Professor Huabing Chen's group reports self-activated arsenic manganite nanohybrids in the Journal of Controlled Release

发布者:滕昕辰发布时间:2022-11-09浏览次数:10

Arsenic trioxide (ATO) is an anti-tumor drug derived from traditional Chinese Medicine. It has achieved great success in the treatment of acute promyelocytic leukemia. High-dose ATO has a certain curative effect on solid tumors such as liver cancer, breast cancer, and prostate cancer, but the non-targeted distribution of high-dose ATO often causes serious toxic and side effects. How to improve the tumor targeting of arsenic agents, reduce their toxic side effects, and explore the combination therapy of arsenic therapy to improve the therapeutic effect of arsenic agents on solid tumors is the key focus of current research in cancer therapy.

In recent years, the research team of Chen Huabing of Soochow University and the team of Shen Junkang of the Second Affiliated Hospital have used the single-molecule albumin template to induce the biomineralization of drugs in the inner cavity of the protein by electrostatic adsorption, precipitation, coordination, etc., and constructed a series of drug-loaded single-molecule albumin nanoparticles to improve tumor imaging and therapeutic effects through targeted drug delivery. Based on the above work, the team recently reported a self-activating arsenic-manganese nanocomposite with tumor-targeting ability to achieve high-contrast magnetic resonance imaging (MRI) and arsenic therapy-photothermal/immune synergistic therapy for solid tumors (Scheme 1, J Control Release 2022, 350, 761-776).


Scheme 1.Self-activated As/Mn-NHs for high-contrast MRI and thermo/immuno-arsenotherapeutic synergy of ATO against solid tumors.

The research team introduced a controllable Mn2+/HAsO32-biomineralization reaction in the albumin cavity to prepare a self-activating arsenic-manganese nanocomposite with tumor-targeted drug delivery ability. The arsenic-manganese nanocomplex can be decomposed under the stimulation of acidity and glutathione to generate Mn2+with high-contrast MRI imaging, and at the same time, it can significantly increase the concentration of arsenic in tumor cells, and induce tumor cell apoptosis and anti-tumor metastases through various pathways (Fig. 1), and significantly induce tumor immunogenic cell death (Fig. 2). The arsenic-manganese nanocomposite has a good therapeutic effect on triple-negative breast cancer, and it can be further combined with photothermal therapy or immunotherapy to enhance the inhibitory effect of orthotopic breast cancer and lung metastasis through synergistic effect (Fig. 3).


Fig. 1.Mechanisms of apoptosis and anti-metastasis in tumor cells after As/Mn-NHs treatment.

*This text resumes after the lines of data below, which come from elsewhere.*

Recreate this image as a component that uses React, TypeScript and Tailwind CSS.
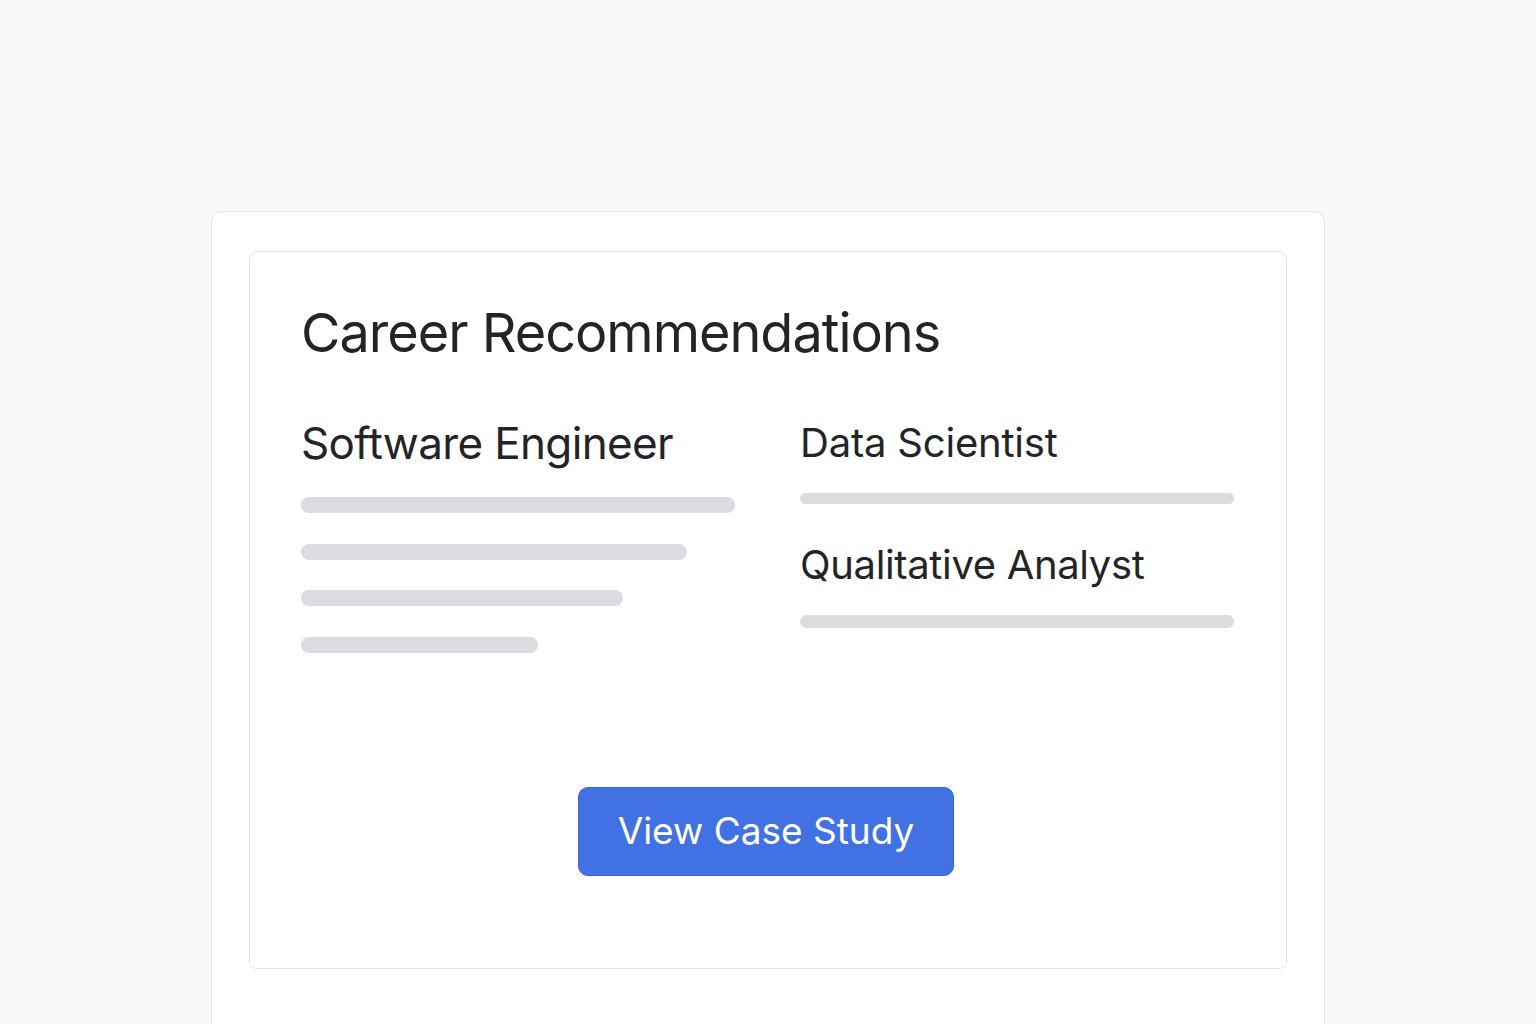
import React from "react";

export default function App() {
  const font = { fontFamily: "Inter, 'Noto Sans', sans-serif" };
  return (
    <div className="min-h-screen w-full bg-[#f8f9f9] pt-[211px]" style={font}>
      <div className="ml-[211px] w-[1114px] h-[813px] rounded-t-[10px] border border-b-0 border-[#e6e7e9] bg-white pl-[37px] pr-[37px] pt-[39px]">
        <div className="h-[718px] rounded-[8px] border border-[#e3e4e6] bg-white pl-[51px] pr-[51px] pt-[54px]">
          <h1 className="text-[54px] leading-none font-normal tracking-[-1px] text-[#232427]">
            Career Recommendations
          </h1>
          <div className="mt-[61px] grid grid-cols-[434px_434px] gap-x-[65px]">
            <div>
              <h2 className="text-[44px] leading-none font-normal tracking-[-0.65px] text-[#232427]">
                Software Engineer
              </h2>
              <div className="mt-[32px] flex flex-col gap-[30.5px]">
                <div className="h-[16px] w-[434px] rounded-full bg-[#dadce0]" />
                <div className="h-[16px] w-[386px] rounded-full bg-[#dadce0]" />
                <div className="h-[16px] w-[322px] rounded-full bg-[#dadce0]" />
                <div className="h-[16px] w-[237px] rounded-full bg-[#dadce0]" />
              </div>
            </div>
            <div className="pt-[2px]">
              <h2 className="text-[40px] leading-none font-normal tracking-[-0.2px] text-[#232427]">
                Data Scientist
              </h2>
              <div className="mt-[30px] h-[11px] w-[434px] rounded-full bg-[#dadce0]" />
              <h2 className="mt-[41px] text-[40px] leading-none font-normal tracking-[-0.35px] text-[#232427]">
                Qualitative Analyst
              </h2>
              <div className="mt-[30px] h-[13px] w-[434px] rounded-full bg-[#dadce0]" />
            </div>
          </div>
          <div className="mt-[134px] flex justify-center pr-[4px]">
            <button className="h-[89px] w-[376px] rounded-[10px] border border-[#3565d8] bg-[#4271e3] text-[37px] font-normal text-white">
              View Case Study
            </button>
          </div>
        </div>
      </div>
    </div>
  );
}
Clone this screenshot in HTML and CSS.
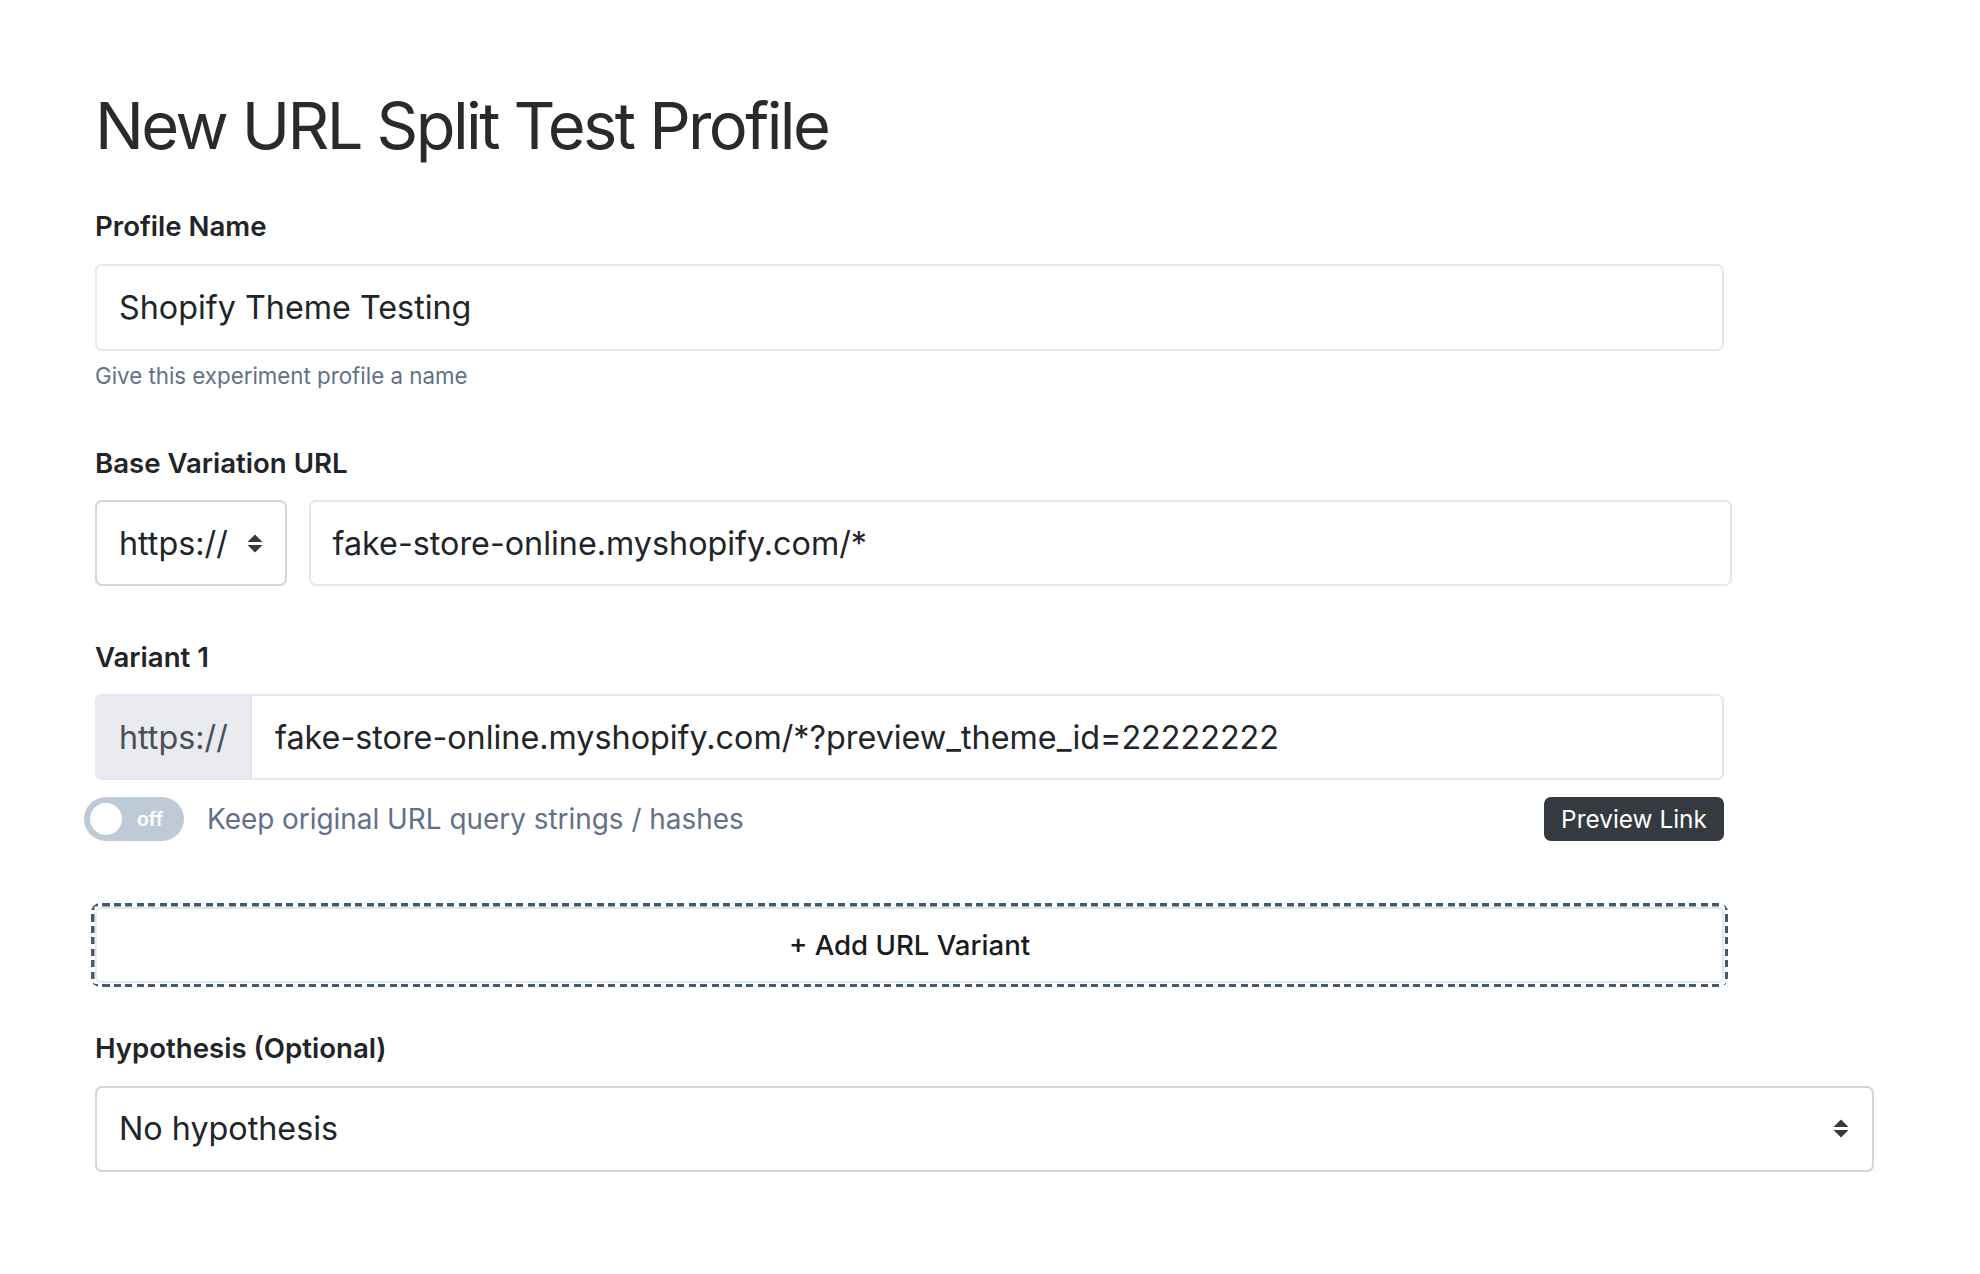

Fig. 2.Immunogenic cell death (ICD) effect has been inducedin 4T1 tumor cellsafter As/Mn-NHs treatment.

Fig. 3.Synergistic antitumor efficacy against both primary and metastatic breast tumors upon combination with concurrent thermo/immuno-therapy.


In summary, our rationally designed As/Mn-NHs with tumor targeting and stimuli-responsive cascade delivery show great promise in high-contrast imaging and arsenotherapy-based synergy, affording a clinically translational vehicle for visible and synergistic arsenotherapy against solid tumors.

References:Yanhua Zhai, Ming Liu, Tao Yang, Jie Luo, Chaogang Wei*, Junkang Shen*, Xue Song, Hengte Ke, Peng Sun, Miao Guo, Yibin Deng*, Huabing Chen*, Self-activated arsenic manganite nanohybrids for visible and synergistic thermo/immuno-arsenotherapy.J Control Release2022, 350, 761-776.